Well here I am losing my blog virginity, I’ve always loved to write, my grammar is by far not the best but hopefully you’ll understand me, well done if you do cos I don’t often understand myself ha, Anyway I’m Lainie by the way, nice too meet you, I’m hoping to write about my journey ha I can’t put that it’s too new age or whatever hmmmm lets think, what about “this is my story” or “it’s my life” oh god I think it’s just getting worse as I now have Dr Alban singing in my head, if you’re below a certain age then Google it, it’s a great tune. Anyway I’ll start by telling you about today and we can go from there, I intend to be very honest in this otherwise what is the point also I can be very crude/graffic  but only in jest and nothing more but I will pre warn on those occasions incase you want to skip a bit. Here goes…..

TODAY 14.6.17

Well today I woke at 8.30am to the words “Lainie do you want any breakfast?” and I’m thinking do fat girls like cake? Yes we bloody do… by the way I answer my own self in fact I often do as I tend to agree with myself a lot which is a good thing, anyway after breakfast I get washed and changed and then do physio and before you know it it’s dinner time or lunch time to those posher than me. In case you’re wondering I’m not in a hotel or anything I’m in hospital and I have been for 5 months but I’ll explain that later, right back to today oh I have a habit of waffling but I guess you know that now ha, anyway after dinner was visiting which is lovely as it breaks up the day, my daughter came too see me and she brought my post, in among my post I’d got a letter to have a cervical smear done and as I had not been able to have one for quite a few years I asked the nurse if it was possible too get it done here, she made a phone call and 20 minutes later they were here, Quick service or what!!

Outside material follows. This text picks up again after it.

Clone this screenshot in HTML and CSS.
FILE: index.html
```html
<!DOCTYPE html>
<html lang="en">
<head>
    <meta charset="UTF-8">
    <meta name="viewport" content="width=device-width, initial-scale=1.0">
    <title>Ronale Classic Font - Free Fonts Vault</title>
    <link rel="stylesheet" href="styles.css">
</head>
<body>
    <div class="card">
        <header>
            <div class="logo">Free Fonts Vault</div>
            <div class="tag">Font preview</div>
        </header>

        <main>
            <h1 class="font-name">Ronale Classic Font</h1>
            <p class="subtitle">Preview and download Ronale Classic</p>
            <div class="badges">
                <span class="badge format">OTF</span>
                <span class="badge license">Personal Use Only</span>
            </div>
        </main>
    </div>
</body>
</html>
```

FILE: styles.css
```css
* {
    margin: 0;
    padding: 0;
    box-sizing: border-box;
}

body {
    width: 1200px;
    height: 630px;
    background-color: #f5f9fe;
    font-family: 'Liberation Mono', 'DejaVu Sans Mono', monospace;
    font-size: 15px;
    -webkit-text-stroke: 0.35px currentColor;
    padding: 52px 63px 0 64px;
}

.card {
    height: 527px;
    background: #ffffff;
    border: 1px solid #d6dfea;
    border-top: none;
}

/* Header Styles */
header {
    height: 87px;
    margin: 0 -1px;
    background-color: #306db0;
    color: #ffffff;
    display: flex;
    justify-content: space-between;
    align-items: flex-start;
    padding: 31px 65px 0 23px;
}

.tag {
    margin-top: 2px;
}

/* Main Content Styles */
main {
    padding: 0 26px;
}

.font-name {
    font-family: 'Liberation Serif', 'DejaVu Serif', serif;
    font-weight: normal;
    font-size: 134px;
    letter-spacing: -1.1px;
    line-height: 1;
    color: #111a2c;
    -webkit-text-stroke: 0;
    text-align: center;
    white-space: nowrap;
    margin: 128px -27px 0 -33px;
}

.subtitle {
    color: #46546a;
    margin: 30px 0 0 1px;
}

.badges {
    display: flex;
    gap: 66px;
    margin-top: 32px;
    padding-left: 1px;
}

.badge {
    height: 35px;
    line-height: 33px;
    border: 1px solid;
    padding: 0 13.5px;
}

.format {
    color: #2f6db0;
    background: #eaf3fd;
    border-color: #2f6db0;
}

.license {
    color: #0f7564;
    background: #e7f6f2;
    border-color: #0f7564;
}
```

**Crude Alert** I promised I would warn you, so if you never had one you basically pull your knees up and put your heels together like Dorothy, you then turn your feet out and relax your knees, yeah RELAX I did use that word, however for me it was more of a case of open your legs as wide as you can and have two nurses bend them up and push them up for you, oh just in case you didn’t know you need to remove your knickers beforehand though I don’t as I go commando not by choice but because knickers get stuck in my lymphdema creases and I end up pissing myself and them so commando it is, for now.

Right back to the smear it’s strange that they call it a smear because it’s more of a scrape really, so with my legs akimbo they bring out a light pink speculum which in the brief seconds I saw it I could of swore it was sparkly, which of course is just what every vagina needs ha, in case if your wondering what a speculum is, its the instrument they insert into the vagina to open it up so they can see the cervix and then remove cells using a small brush type thing about the size of an eyebrow brush, it only takes 30 seconds it’s not painful just a little uncomfortable, but well worth getting it done if I can get it anyone can so if your reading this and are due one then make sure you book an appointment, anyway it was all over quickly and due too my size they tried there best and hopefully it worked I will let you know how it goes….but as I said before if your over 25 and haven’t had one or are due one get it sorted you don’t even have too go to your gp you can go too a family planning clinic or similar place.